» **Task brief**
Pick out each line containing the string "that" and copy it.

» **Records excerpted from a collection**

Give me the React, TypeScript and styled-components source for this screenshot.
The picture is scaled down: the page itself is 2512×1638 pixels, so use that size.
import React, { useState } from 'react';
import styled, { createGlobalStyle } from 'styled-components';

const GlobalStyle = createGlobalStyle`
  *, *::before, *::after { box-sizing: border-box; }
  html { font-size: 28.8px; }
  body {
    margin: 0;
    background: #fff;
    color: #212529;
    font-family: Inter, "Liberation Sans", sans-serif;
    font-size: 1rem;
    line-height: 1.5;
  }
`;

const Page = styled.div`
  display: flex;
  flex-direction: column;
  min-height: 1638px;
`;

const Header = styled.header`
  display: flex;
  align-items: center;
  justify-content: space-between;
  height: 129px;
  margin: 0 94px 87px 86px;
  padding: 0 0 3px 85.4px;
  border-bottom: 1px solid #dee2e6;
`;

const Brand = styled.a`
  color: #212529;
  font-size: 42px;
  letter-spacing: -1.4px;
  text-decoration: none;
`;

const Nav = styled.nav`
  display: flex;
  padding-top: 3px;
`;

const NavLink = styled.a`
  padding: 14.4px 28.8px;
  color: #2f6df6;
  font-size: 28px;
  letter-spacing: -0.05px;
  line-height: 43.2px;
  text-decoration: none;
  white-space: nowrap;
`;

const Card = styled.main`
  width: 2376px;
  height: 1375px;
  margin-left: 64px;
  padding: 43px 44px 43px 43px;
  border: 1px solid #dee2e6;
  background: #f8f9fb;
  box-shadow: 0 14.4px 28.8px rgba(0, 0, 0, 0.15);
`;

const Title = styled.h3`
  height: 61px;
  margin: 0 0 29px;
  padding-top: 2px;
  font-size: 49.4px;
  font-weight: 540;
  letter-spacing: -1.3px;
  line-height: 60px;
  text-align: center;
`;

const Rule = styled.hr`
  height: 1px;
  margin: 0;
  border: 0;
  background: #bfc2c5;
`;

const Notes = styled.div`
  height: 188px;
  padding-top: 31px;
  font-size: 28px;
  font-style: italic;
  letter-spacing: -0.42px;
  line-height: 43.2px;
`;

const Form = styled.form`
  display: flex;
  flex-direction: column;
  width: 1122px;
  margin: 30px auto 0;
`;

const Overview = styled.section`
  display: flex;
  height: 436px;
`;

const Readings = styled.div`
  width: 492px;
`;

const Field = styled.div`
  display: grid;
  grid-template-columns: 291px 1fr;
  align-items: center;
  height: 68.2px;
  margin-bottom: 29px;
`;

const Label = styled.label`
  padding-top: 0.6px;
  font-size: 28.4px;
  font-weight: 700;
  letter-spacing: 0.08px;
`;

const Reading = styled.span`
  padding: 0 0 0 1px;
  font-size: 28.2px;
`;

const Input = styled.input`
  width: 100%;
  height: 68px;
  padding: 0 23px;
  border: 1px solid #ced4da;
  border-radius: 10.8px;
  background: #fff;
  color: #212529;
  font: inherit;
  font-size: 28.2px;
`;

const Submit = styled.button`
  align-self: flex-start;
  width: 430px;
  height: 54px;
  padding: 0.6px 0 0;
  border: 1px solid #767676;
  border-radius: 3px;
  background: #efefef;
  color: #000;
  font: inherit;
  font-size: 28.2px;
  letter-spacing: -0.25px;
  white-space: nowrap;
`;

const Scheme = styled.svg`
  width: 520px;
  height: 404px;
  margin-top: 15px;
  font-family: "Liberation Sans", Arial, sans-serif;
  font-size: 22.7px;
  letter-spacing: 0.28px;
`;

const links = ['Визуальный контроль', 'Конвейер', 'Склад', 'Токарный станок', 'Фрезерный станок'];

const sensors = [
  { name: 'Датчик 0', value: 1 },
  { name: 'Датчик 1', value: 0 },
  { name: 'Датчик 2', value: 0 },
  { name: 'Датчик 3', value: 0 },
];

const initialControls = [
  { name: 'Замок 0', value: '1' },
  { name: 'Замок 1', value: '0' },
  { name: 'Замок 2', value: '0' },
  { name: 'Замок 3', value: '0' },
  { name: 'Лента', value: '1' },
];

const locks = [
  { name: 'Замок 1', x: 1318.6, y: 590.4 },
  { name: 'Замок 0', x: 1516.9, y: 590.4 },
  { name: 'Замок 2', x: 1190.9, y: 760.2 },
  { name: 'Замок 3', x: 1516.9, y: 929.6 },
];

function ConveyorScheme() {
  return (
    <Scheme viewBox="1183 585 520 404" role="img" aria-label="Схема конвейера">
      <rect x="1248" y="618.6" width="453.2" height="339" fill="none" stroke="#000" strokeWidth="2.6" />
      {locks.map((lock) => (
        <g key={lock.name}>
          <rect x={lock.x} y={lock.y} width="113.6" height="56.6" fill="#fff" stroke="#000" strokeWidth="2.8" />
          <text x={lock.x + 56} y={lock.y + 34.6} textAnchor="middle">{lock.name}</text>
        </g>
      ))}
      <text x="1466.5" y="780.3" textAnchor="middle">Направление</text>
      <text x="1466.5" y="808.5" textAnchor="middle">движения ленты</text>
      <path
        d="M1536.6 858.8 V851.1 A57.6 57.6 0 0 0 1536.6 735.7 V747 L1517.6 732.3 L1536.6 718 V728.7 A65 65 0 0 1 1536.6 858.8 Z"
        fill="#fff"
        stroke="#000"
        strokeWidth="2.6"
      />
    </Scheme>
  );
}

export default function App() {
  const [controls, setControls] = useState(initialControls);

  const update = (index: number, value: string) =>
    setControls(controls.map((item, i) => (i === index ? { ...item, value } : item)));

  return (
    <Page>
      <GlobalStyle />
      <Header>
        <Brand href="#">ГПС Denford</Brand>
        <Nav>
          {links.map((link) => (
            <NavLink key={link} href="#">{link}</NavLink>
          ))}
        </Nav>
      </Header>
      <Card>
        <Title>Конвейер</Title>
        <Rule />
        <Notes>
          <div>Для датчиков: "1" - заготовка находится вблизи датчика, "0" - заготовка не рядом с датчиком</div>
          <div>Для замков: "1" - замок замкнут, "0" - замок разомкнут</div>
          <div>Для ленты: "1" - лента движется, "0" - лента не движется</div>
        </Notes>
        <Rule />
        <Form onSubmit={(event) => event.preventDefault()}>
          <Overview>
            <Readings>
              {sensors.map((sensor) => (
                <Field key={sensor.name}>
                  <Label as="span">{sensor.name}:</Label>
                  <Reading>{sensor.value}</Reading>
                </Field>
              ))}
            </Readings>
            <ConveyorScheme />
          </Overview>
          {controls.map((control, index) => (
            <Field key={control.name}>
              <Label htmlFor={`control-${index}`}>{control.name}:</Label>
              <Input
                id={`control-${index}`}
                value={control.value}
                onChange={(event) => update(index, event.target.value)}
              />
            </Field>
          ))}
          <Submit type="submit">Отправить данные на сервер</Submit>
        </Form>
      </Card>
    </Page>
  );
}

==

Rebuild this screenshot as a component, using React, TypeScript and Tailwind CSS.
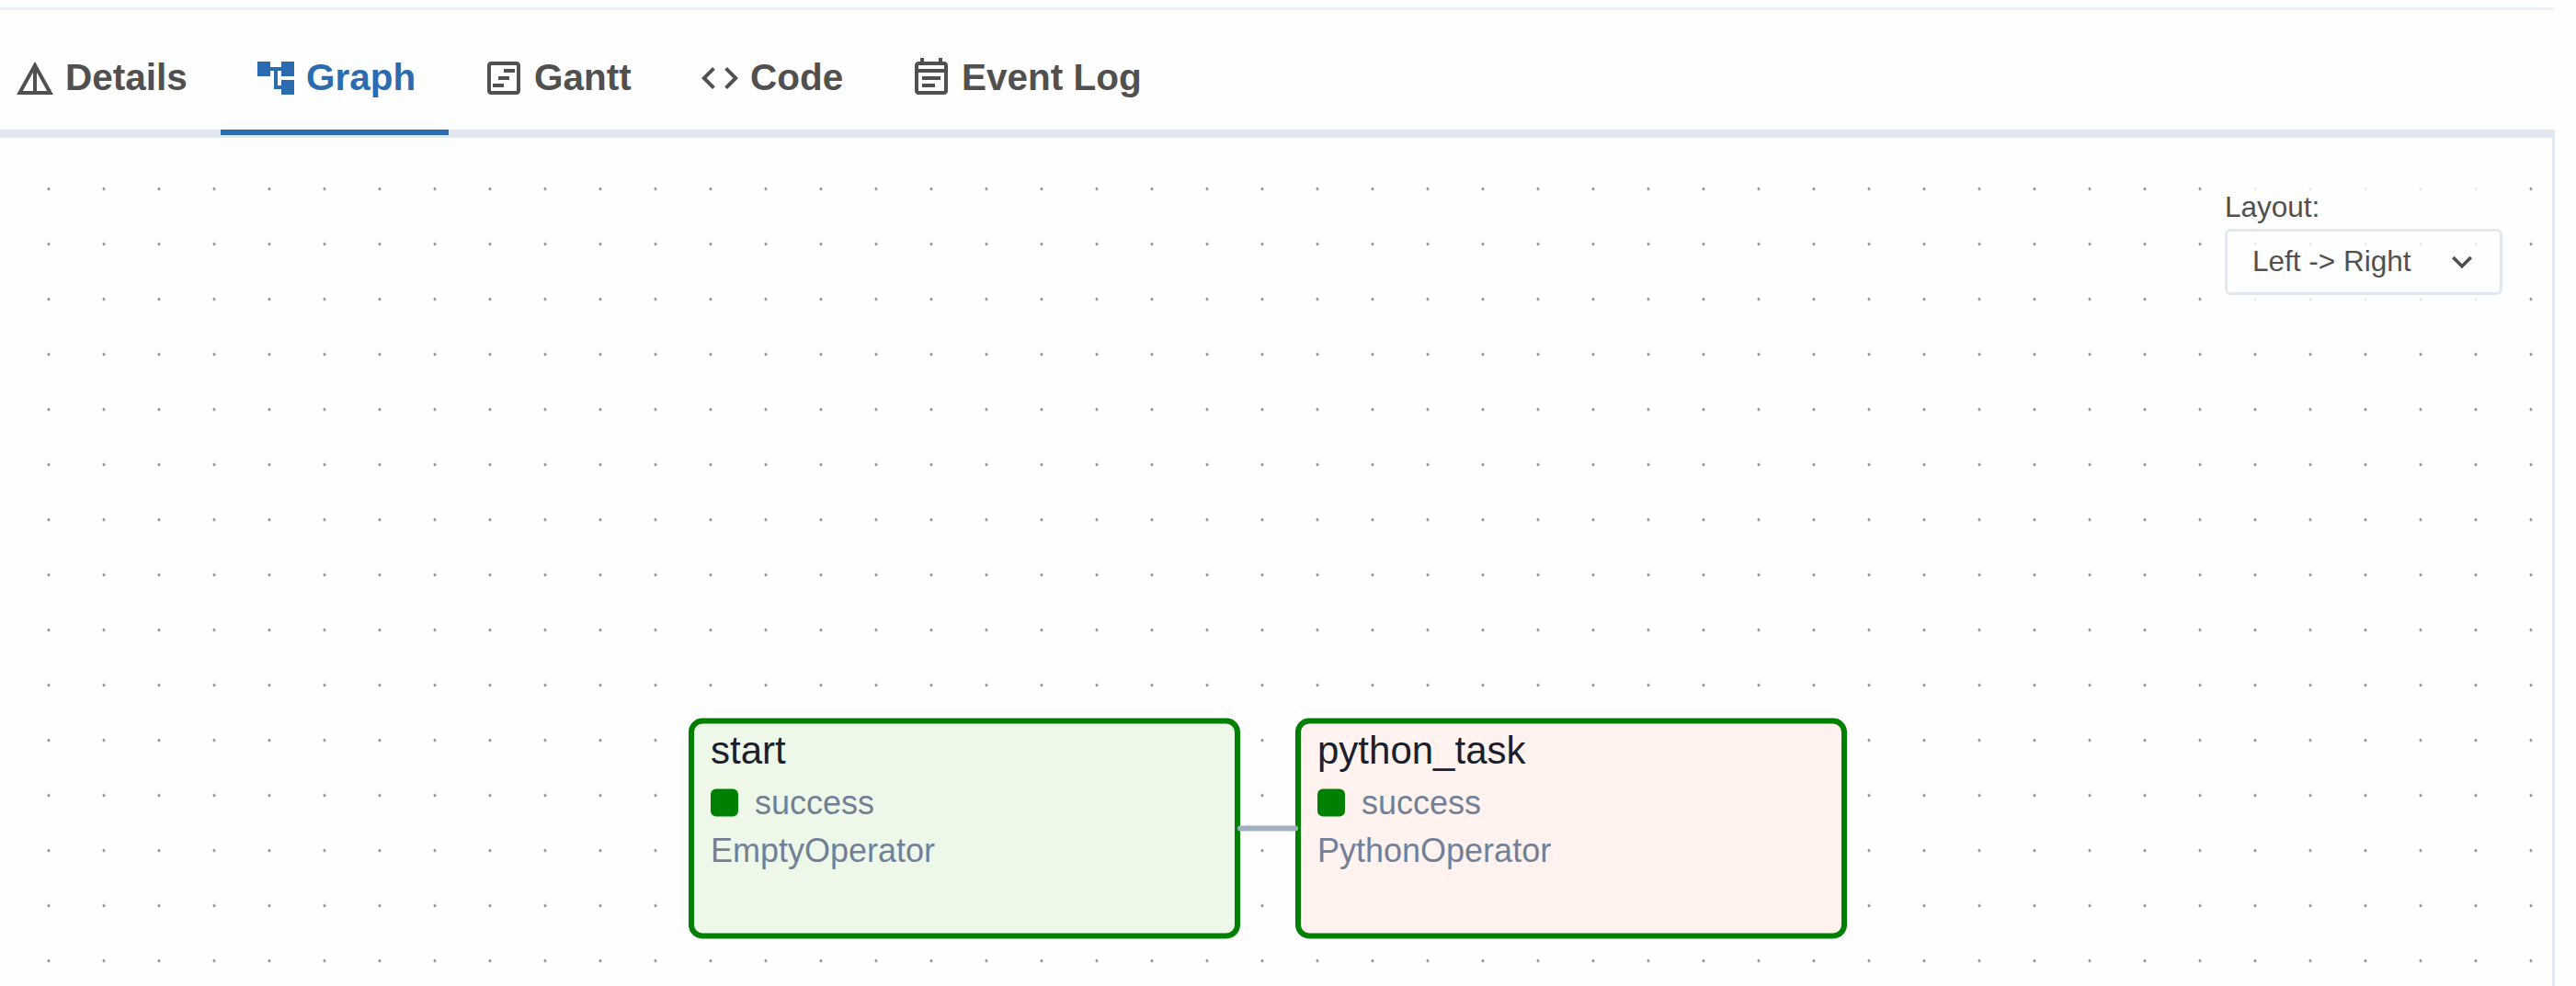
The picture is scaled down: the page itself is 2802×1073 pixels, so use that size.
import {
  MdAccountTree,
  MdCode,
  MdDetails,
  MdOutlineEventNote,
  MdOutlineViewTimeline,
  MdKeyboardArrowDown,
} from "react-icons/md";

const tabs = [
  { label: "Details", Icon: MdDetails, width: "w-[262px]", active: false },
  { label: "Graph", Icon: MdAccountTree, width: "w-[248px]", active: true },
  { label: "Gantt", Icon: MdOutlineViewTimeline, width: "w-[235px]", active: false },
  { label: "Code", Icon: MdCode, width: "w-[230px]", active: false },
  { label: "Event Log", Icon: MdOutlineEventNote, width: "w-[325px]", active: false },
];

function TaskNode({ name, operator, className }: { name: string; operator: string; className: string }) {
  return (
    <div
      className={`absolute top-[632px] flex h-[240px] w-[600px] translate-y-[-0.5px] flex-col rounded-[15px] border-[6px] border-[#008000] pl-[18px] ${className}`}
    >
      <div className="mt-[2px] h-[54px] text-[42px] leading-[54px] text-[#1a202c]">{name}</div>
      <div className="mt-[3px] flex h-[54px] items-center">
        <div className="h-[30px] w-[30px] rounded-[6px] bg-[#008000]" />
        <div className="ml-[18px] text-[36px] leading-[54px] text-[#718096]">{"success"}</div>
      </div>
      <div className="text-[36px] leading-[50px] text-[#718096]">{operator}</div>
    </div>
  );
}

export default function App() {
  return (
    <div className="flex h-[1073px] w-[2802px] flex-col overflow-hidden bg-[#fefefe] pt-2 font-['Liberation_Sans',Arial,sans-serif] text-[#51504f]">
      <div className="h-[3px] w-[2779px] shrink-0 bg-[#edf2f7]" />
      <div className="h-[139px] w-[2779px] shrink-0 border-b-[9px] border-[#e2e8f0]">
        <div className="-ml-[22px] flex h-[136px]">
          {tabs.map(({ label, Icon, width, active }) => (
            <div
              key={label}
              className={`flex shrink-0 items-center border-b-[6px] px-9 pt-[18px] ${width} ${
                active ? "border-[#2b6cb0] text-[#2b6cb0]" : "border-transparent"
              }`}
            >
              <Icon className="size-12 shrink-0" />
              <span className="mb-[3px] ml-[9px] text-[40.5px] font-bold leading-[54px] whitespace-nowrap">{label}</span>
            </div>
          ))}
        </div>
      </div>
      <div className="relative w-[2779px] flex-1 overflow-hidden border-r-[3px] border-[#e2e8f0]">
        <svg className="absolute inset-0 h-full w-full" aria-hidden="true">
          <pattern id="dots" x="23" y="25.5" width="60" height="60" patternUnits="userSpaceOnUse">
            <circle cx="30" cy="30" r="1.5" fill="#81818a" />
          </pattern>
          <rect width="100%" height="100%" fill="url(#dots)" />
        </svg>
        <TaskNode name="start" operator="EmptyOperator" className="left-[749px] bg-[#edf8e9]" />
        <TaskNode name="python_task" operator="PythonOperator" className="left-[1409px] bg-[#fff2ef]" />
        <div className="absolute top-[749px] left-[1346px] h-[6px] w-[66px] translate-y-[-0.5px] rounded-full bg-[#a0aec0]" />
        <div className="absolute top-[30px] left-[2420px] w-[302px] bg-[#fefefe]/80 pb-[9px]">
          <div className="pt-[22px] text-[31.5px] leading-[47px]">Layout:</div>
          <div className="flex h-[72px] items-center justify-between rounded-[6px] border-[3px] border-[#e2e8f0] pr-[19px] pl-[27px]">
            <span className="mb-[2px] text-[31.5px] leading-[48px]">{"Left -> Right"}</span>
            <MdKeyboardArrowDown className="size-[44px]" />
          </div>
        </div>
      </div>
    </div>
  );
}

» **Task result**
The picture is scaled down: the page itself is 2512×1638 pixels, so use that size.
The picture is scaled down: the page itself is 2802×1073 pixels, so use that size.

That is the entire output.